WRITTEN PROBLEM
In the material below, find every line with "React" and pull it out.

>> start

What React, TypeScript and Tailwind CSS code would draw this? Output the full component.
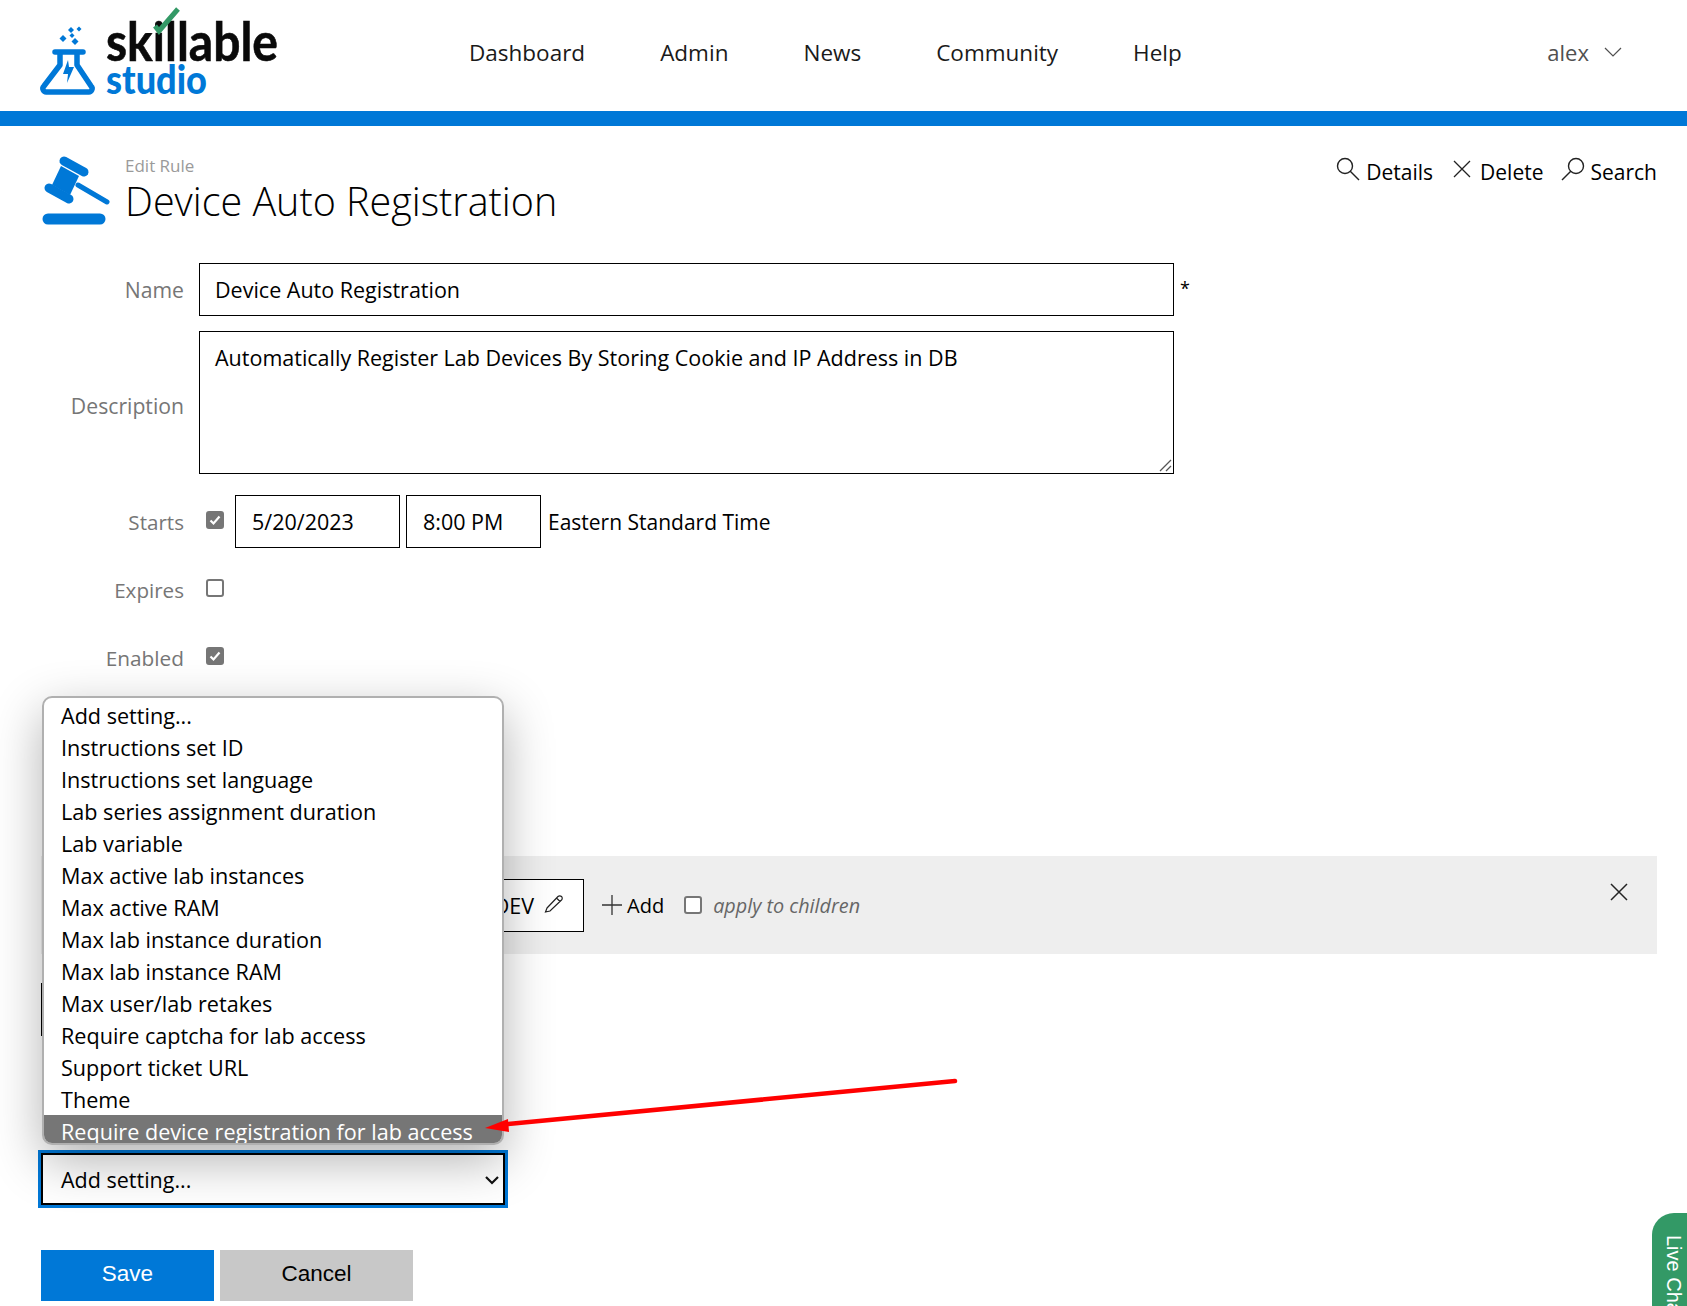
import React from "react";

const font = "font-['Open_Sans','Noto_Sans',sans-serif]";

function Logo() {
  return (
    <svg width="300" height="111" viewBox="0 0 300 111" className="block" aria-hidden="true">
      <g fill="#0078d7">
        <path d="M63 35l3.500 3.500L63 42l-3.500-3.500z" />
        <path d="M71 27l3 3-3 3-3-3z" />
        <path d="M79 26.500l2.500 2.500-2.500 2.500-2.500-2.500z" />
        <path d="M72 33l2.500 2.500L72 38l-2.500-2.500z" />
        <path d="M75 38l3.500 3.500L75 45l-3.500-3.500z" />
      </g>
      <path d="M55 52h28M60 52v13L44 86a3.500 3.500 0 0 0 3 6h41a3.500 3.500 0 0 0 3-6L77 65V52" fill="none" stroke="#0078d7" strokeWidth="5.500" strokeLinecap="round" strokeLinejoin="round" />
      <path d="M68 60l-5 14h5l-1 9 7-16h-5z" fill="#0078d7" />
      <text x="106" y="61" fontFamily="Lato, sans-serif" fontWeight="700" fontSize="54" textLength="172" lengthAdjust="spacingAndGlyphs" fill="#0a0a0a" stroke="#0a0a0a" strokeWidth="0.600">skillable</text>
      <rect x="146" y="20" width="9" height="13" fill="#fff" />
      <path d="M155 26l4 5 19-22" fill="none" stroke="#339966" strokeWidth="5" />
      <text x="106" y="94" fontFamily="Lato, sans-serif" fontWeight="900" fontSize="40" textLength="101" lengthAdjust="spacingAndGlyphs" fill="#0078d7">studio</text>
    </svg>
  );
}

function Gavel() {
  return (
    <svg width="70" height="72" viewBox="0 0 70 72" className="block" aria-hidden="true">
      <g fill="none" stroke="#0078d7" strokeLinecap="round">
        <path d="M23 7l20 11" strokeWidth="9" />
        <path d="M8 34l20 11" strokeWidth="9" />
        <path d="M20 12L38 22 29 41 11 31z" fill="#0078d7" stroke="none" />
        <path d="M37 31l29 17" strokeWidth="5" />
        <path d="M7 65h52" strokeWidth="11" />
      </g>
    </svg>
  );
}

function Check({ checked }: { checked?: boolean }) {
  return (
    <span className={`flex h-[18px] w-[18px] shrink-0 items-center justify-center rounded-[3px] border-2 border-[#767676] ${checked ? "bg-[#767676]" : "bg-white"}`}>
      {checked && (
        <svg width="14" height="14" viewBox="0 0 14 14" aria-hidden="true">
          <path d="M2.500 7.500l3 3 6-7" fill="none" stroke="#fff" strokeWidth="2.200" />
        </svg>
      )}
    </span>
  );
}

function Row({ label, className, labelClass, children }: { label: string; className?: string; labelClass?: string; children: React.ReactNode }) {
  return (
    <div className={`flex items-center ${className ?? ""}`}>
      <div className={`w-[143px] shrink-0 text-right text-[#767676] ${labelClass ?? "text-[21.200px]"}`}>{label}</div>
      <div className="ml-[15px] flex items-center">{children}</div>
    </div>
  );
}

const options = [
  "Add setting...",
  "Instructions set ID",
  "Instructions set language",
  "Lab series assignment duration",
  "Lab variable",
  "Max active lab instances",
  "Max active RAM",
  "Max lab instance duration",
  "Max lab instance RAM",
  "Max user/lab retakes",
  "Require captcha for lab access",
  "Support ticket URL",
  "Theme",
];

export default function App() {
  return (
    <div className={`relative h-[1306px] w-[1687px] overflow-hidden bg-white text-[21.500px] leading-[30px] text-black ${font}`}>
      <header className="flex h-[111px] items-center">
        <div className="w-[469px] shrink-0"><Logo /></div>
        <nav className="-mt-[6px] flex gap-[75px] text-[22.500px] text-[#1a1a1a]">
          <span>Dashboard</span>
          <span>Admin</span>
          <span>News</span>
          <span>Community</span>
          <span>Help</span>
        </nav>
        <div className="-mt-[8px] mr-[65px] ml-auto flex items-center gap-[15px] text-[22px] text-[#505050]">
          <span>alex</span>
          <svg width="18" height="10" viewBox="0 0 18 10" aria-hidden="true"><path d="M1 1l8 8 8-8" fill="none" stroke="#505050" strokeWidth="1.200" /></svg>
        </div>
      </header>
      <div className="h-[15px] bg-[#0078d7]" />

      <main className="px-[41px]">
        <div className="flex items-start justify-between pt-[28px]">
          <div className="flex">
            <Gavel />
            <div className="ml-[14px] pt-[1px]">
              <div className="text-[17px] leading-[22px] text-[#9a9a9a]">Edit Rule</div>
              <h1 className="-mt-[2px] text-[39.500px] leading-[52px] font-light">Device Auto Registration</h1>
            </div>
          </div>
          <div className="-mr-[11px] mt-[3px] flex items-center text-[21px]">
            <svg width="24" height="24" viewBox="0 0 24 24" className="-mt-[6px]" aria-hidden="true"><circle cx="9" cy="9" r="7.500" fill="none" stroke="#222" strokeWidth="1.400" /><path d="M14 14l9 9" stroke="#222" strokeWidth="1.400" /></svg>
            <span className="ml-[6px]">Details</span>
            <svg width="18" height="18" viewBox="0 0 18 18" className="-mt-[6px] ml-[20px]" aria-hidden="true"><path d="M1 1l16 16M17 1L1 17" stroke="#222" strokeWidth="1.300" /></svg>
            <span className="ml-[9px]">Delete</span>
            <svg width="24" height="24" viewBox="0 0 24 24" className="-mt-[6px] ml-[17px]" aria-hidden="true"><circle cx="15" cy="9" r="7.500" fill="none" stroke="#222" strokeWidth="1.400" /><path d="M10 14l-9 9" stroke="#222" strokeWidth="1.400" /></svg>
            <span className="ml-[6px]">Search</span>
          </div>
        </div>

        <div className="mt-[36px]">
          <Row label="Name">
            <div className="flex h-[53px] w-[975px] items-center border border-black px-[15px]">Device Auto Registration</div>
            <span className="-mt-[4px] ml-[6px] text-[18px]">*</span>
          </Row>
          <Row label="Description" className="mt-[15px]" labelClass="pt-[6px] text-[21.200px]">
            <div className="relative h-[143px] w-[975px] border border-black px-[15px] pt-[11px]">
              Automatically Register Lab Devices By Storing Cookie and IP Address in DB
              <svg width="14" height="14" viewBox="0 0 14 14" className="absolute right-[1px] bottom-[1px]" aria-hidden="true"><path d="M13 2L2 13M13 8l-5 5" stroke="#555" strokeWidth="1.300" /></svg>
            </div>
          </Row>
          <Row label="Starts" className="mt-[21px]" labelClass="text-[20.600px]">
            <span className="-mt-[3px] ml-[7px]"><Check checked /></span>
            <div className="ml-[11px] flex h-[53px] w-[165px] items-center border border-black px-[16px]">5/20/2023</div>
            <div className="ml-[6px] flex h-[53px] w-[135px] items-center border border-black px-[16px]">8:00 PM</div>
            <span className="ml-[7px] text-[21px]">Eastern Standard Time</span>
          </Row>
          <Row label="Expires" className="mt-[15px] h-[53px]" labelClass="text-[20.600px]"><span className="-mt-[3px] ml-[7px]"><Check /></span></Row>
          <Row label="Enabled" className="mt-[15px] h-[53px]" labelClass="text-[20.800px]"><span className="-mt-[3px] ml-[7px]"><Check checked /></span></Row>
        </div>

        <div className="mt-[172px] flex h-[98px] w-[1616px] items-start justify-between bg-[#eeeeee] pr-[29px]">
          <div className="mt-[23px] ml-[409px] flex items-center">
            <div className="flex h-[53px] w-[134px] items-center justify-end border border-black bg-white pr-[19px]">
              <span>DEV</span>
              <svg width="20" height="20" viewBox="0 0 20 20" className="-mt-[4px] ml-[10px]" aria-hidden="true"><path d="M3 14L14 2.500a2 2 0 0 1 3.500 3.500L6 17l-4.500 1z M12.500 4l3.500 3.500" fill="none" stroke="#222" strokeWidth="1.200" /></svg>
            </div>
            <svg width="20" height="20" viewBox="0 0 20 20" className="-mt-[2px] ml-[18px]" aria-hidden="true"><path d="M10 0v20M0 10h20" stroke="#333" strokeWidth="1.300" /></svg>
            <span className="ml-[5px] text-[20px]">Add</span>
            <span className="-mt-[2px] ml-[20px]"><Check /></span>
            <span className="ml-[11px] text-[19.800px] text-[#666] italic">apply to children</span>
          </div>
          <svg width="18" height="18" viewBox="0 0 18 18" className="mt-[27px]" aria-hidden="true"><path d="M1 1l16 16M17 1L1 17" stroke="#222" strokeWidth="1.500" /></svg>
        </div>

        <div className="mt-[29px] h-[53px] w-[300px] border border-black" />

        <div className="mt-[117px] flex h-[52px] w-[464px] items-center justify-between border-2 border-black bg-white pt-[1px] pr-[3px] pl-[18px] outline-3 outline-[#0078d7]">
          <span>Add setting...</span>
          <svg width="16" height="10" viewBox="0 0 16 10" aria-hidden="true"><path d="M2 2l6 6 6-6" fill="none" stroke="#111" strokeWidth="2.200" /></svg>
        </div>

        <div className="mt-[45px] flex gap-[6px] font-['Liberation_Sans',sans-serif] text-[22.500px]">
          <button className="h-[51px] w-[173px] bg-[#0078d7] pb-[3px] text-white">Save</button>
          <button className="h-[51px] w-[193px] bg-[#c8c8c8] pb-[3px] text-black">Cancel</button>
        </div>
      </main>

      <div className="absolute top-[696px] left-[42px] z-20 h-[449px] w-[462px] overflow-hidden rounded-[10px] border-2 border-[#b0b0b0] bg-white text-[21.600px] shadow-[0_16px_50px_rgba(0,0,0,0.3)]">
        <ul className="pt-[1px]">
          {options.map((o) => (
            <li key={o} className="h-[32px] pl-[17px] leading-[34px]">{o}</li>
          ))}
          <li className="h-[32px] bg-[#767676] pl-[17px] leading-[34px] text-white">Require device registration for lab access</li>
        </ul>
      </div>

      <svg className="pointer-events-none absolute top-[1070px] left-[480px] z-30" width="480" height="66" viewBox="0 0 480 66" aria-hidden="true">
        <path d="M475 11L28 54" stroke="#ff0000" strokeWidth="4.500" strokeLinecap="round" />
        <path d="M5 58l23-9 1 13z" fill="#ff0000" />
      </svg>

      <div className="absolute top-[1213px] left-[1652px] h-[120px] w-[60px] rounded-l-[22px] bg-[#339966] font-['Liberation_Sans',sans-serif]">
        <span className="mt-[22px] ml-[7px] block text-[20px] leading-[30px] whitespace-nowrap text-white [writing-mode:vertical-rl]">Live Chat</span>
      </div>
    </div>
  );
}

>> end

ANSWER FOR THIS EXERCISE
What React, TypeScript and Tailwind CSS code would draw this? Output the full component.
import React from "react";
function Row({ label, className, labelClass, children }: { label: string; className?: string; labelClass?: string; children: React.ReactNode }) {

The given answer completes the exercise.